What's the concurrency this lock is trying to protect against?

>  	set_bit(NDD_LABELING, &flags);
>  	nvdimm = nvdimm_create(cxl_nvb->nvdimm_bus, cxl_nvd, NULL, flags, 0, 0,
>  			       NULL);
> -	if (!nvdimm)
> -		goto out;
> -
> -	rc = devm_add_action_or_reset(dev, unregister_nvdimm, nvdimm);
> +	dev_set_drvdata(dev, nvdimm);
> +	rc = devm_add_action_or_reset(dev, unregister_nvdimm, cxl_nvd);
>  out:
>  	device_unlock(&cxl_nvb->dev);
>  	put_device(&cxl_nvb->dev);
>  
> +	if (!nvdimm && rc == 0)
> +		rc = -ENOMEM;
> +
>  	return rc;
>  }
>  
>

Dan Williams Aug. 10, 2021, 9:52 p.m. UTC | #2

On Tue, Aug 10, 2021 at 2:35 PM Ben Widawsky <ben.widawsky@intel.com> wrote:
>
> On 21-08-09 15:29:18, Dan Williams wrote:
> > The CXL_PMEM driver expects exclusive control of the label storage area
> > space. Similar to the LIBNVDIMM expectation that the label storage area
> > is only writable from userspace when the corresponding memory device is
> > not active in any region, the expectation is the native CXL_PCI UAPI
> > path is disabled while the cxl_nvdimm for a given cxl_memdev device is
> > active in LIBNVDIMM.
> >
> > Add the ability to toggle the availability of a given command for the
> > UAPI path. Use that new capability to shutdown changes to partitions and
> > the label storage area while the cxl_nvdimm device is actively proxying
> > commands for LIBNVDIMM.
> >
> > Signed-off-by: Dan Williams <dan.j.williams@intel.com>
> > ---
> >  drivers/cxl/core/mbox.c |    5 +++++
> >  drivers/cxl/cxlmem.h    |    2 ++
> >  drivers/cxl/pmem.c      |   35 +++++++++++++++++++++++++++++------
> >  3 files changed, 36 insertions(+), 6 deletions(-)
> >
> > diff --git a/drivers/cxl/core/mbox.c b/drivers/cxl/core/mbox.c
> > index 23100231e246..f26962d7cb65 100644
> > --- a/drivers/cxl/core/mbox.c
> > +++ b/drivers/cxl/core/mbox.c
> > @@ -409,6 +409,11 @@ static int handle_mailbox_cmd_from_user(struct cxl_mem *cxlm,
> >               }
> >       }
> >
> > +     if (test_bit(cmd->info.id, cxlm->exclusive_cmds)) {
> > +             rc = -EBUSY;
> > +             goto out;
> > +     }
> > +
>
> This breaks our current definition for cxl_raw_allow_all. All the test machinery

That's deliberate; this exclusion is outside of the raw policy. I
don't think raw_allow_all should override kernel self protection of
data structures, like labels, that it needs to maintain consistency.
If userspace wants to use raw_allow_all to send LSA manipulation
commands it must do so while the device is not active on the nvdimm
side of the house. You'll see that:

ndctl disable-region all
<mutate labels>
ndctl enable-region all

...is a common pattern from custom label update flows.
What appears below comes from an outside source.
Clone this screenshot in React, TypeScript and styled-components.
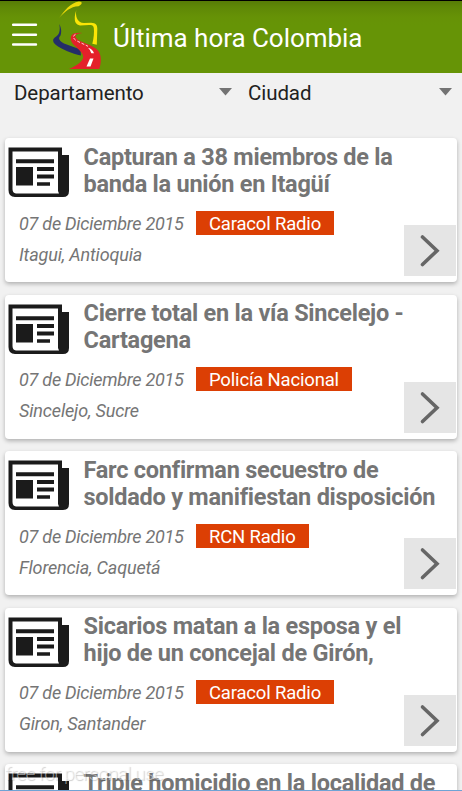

> for whether a command can be submitted was supposed to happen in
> cxl_validate_cmd_from_user(). Various versions of the original patches made
> cxl_mem_raw_command_allowed() grow more intelligence (ie. more than just the
> opcode). I think this check belongs there with more intelligence.
>
> I don't love the EBUSY because it already had a meaning for concurrent use of
> the mailbox, but I can't think of a better errno.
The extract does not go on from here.